Detect regions with Detectron2 models

> Use detectron2 to segment each page into regions.

> Open and deserialize PAGE input files and their respective images.
> Fetch a raw and a binarized image for the page frame (possibly
> cropped and deskewed).

> Feed the raw image into the detectron2 predictor that has been used
> to load the given model. Then, depending on the model capabilities
> (whether it can do panoptic segmentation or only instance
> segmentation, whether the latter can do masks or only bounding
> boxes), post-process the predictions:

> - panoptic segmentation: take the provided segment label map, and
> apply the segment to class label map,
> - instance segmentation: find an optimal non-overlapping set (flat
> map) of instances via non-maximum suppression,
> - both: avoid overlapping pre-existing top-level regions (incremental
> segmentation).

> Then extend / shrink the surviving masks to fully include / exclude
> connected components in the foreground that are on the boundary.
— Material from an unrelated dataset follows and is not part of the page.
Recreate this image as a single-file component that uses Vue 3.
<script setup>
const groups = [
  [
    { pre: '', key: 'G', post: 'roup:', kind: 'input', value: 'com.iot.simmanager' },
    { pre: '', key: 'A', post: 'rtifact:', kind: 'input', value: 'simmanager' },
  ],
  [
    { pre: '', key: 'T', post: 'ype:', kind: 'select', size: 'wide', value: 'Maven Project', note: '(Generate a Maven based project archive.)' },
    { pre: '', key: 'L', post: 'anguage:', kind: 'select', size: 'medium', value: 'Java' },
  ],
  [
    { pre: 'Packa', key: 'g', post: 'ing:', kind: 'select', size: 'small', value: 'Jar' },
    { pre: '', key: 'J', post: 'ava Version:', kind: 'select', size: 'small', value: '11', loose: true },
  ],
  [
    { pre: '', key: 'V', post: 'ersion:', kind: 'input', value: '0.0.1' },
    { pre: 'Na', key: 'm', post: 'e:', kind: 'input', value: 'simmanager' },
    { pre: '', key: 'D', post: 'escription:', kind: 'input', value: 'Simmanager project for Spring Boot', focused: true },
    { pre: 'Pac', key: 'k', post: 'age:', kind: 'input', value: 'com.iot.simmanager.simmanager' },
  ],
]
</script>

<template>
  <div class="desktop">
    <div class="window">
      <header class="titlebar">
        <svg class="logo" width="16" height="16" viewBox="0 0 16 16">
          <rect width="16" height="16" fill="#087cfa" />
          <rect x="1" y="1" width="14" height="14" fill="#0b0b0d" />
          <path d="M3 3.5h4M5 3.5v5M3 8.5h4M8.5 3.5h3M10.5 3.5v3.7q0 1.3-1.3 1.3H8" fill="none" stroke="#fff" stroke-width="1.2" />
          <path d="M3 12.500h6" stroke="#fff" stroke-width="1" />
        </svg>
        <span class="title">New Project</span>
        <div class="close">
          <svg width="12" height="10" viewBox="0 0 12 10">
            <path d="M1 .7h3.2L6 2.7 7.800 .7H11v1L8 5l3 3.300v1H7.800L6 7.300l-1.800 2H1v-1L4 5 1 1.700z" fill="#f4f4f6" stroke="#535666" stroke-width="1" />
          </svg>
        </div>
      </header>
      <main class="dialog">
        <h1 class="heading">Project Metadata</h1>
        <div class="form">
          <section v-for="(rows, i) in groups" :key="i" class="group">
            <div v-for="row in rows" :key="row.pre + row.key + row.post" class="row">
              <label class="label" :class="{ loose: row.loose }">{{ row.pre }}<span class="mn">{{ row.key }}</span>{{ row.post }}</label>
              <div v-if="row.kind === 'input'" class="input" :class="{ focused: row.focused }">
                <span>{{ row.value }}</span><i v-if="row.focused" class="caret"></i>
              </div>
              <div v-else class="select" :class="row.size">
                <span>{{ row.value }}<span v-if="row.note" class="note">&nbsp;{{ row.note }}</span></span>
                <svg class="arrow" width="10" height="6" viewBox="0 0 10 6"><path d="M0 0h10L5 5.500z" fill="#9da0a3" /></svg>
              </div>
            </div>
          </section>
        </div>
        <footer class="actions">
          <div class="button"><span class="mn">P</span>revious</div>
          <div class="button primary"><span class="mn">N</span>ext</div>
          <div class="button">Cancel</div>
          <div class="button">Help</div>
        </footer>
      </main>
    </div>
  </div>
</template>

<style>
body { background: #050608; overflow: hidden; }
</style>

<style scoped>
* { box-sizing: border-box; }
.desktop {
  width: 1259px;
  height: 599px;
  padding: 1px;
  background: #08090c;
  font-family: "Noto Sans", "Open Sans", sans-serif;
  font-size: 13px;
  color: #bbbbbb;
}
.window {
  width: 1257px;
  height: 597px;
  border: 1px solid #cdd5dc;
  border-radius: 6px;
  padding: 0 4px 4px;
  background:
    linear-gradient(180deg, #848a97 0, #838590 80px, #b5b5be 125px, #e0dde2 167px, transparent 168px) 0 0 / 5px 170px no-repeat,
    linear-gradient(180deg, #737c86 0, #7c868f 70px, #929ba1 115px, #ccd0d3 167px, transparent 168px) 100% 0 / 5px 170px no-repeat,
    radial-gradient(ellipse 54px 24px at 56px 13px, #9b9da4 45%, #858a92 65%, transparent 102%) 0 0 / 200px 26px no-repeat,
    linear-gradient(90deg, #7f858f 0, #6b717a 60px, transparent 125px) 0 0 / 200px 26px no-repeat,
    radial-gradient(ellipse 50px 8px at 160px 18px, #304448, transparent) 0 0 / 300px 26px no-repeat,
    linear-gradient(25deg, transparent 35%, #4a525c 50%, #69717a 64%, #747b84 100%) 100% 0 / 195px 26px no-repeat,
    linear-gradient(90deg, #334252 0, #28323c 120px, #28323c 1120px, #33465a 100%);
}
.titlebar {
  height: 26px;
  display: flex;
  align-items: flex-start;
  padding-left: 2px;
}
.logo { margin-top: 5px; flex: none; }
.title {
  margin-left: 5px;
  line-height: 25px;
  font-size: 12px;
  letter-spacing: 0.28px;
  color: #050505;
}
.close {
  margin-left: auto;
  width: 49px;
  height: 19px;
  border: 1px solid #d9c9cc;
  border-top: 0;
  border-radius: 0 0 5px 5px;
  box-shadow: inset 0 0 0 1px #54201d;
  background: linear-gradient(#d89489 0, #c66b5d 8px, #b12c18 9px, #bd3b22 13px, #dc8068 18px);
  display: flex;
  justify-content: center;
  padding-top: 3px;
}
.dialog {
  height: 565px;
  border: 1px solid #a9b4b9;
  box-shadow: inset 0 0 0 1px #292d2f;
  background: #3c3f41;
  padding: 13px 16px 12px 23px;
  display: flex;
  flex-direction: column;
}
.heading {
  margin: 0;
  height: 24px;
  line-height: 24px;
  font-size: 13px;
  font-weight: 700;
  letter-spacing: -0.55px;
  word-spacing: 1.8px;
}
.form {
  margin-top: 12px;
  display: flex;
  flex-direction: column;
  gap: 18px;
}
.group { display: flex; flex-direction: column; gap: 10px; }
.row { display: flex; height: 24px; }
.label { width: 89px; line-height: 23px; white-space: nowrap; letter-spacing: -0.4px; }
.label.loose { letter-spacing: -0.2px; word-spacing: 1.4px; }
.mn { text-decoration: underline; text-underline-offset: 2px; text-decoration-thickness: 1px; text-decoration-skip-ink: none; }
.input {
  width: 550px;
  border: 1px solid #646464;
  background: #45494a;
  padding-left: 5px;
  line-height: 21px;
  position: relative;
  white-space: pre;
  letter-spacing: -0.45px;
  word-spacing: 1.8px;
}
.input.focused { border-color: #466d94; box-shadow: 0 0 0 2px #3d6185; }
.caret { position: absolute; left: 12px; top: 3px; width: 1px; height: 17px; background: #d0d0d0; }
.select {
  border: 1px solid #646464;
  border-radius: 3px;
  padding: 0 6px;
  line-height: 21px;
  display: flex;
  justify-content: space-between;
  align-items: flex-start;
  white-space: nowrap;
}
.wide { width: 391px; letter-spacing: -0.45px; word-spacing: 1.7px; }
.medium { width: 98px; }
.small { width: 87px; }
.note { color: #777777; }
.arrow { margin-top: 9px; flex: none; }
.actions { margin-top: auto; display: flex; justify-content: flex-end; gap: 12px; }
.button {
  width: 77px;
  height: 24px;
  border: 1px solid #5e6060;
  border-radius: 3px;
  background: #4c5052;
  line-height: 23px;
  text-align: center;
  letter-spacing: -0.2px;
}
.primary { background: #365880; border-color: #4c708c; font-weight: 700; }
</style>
> (This describes the steps when ``postprocessing`` is `full`. A value
> of `only-nms` will omit the morphological extension/shrinking, while
> `only-morph` will omit the non-maximum suppression, and `none` will
> skip all postprocessing.)

> Finally, find the convex hull polygon for each region, and map its
> class id to a new PAGE region type (and subtype).

> (Does not annotate `ReadingOrder` or `TextLine`s or `@orientation`.)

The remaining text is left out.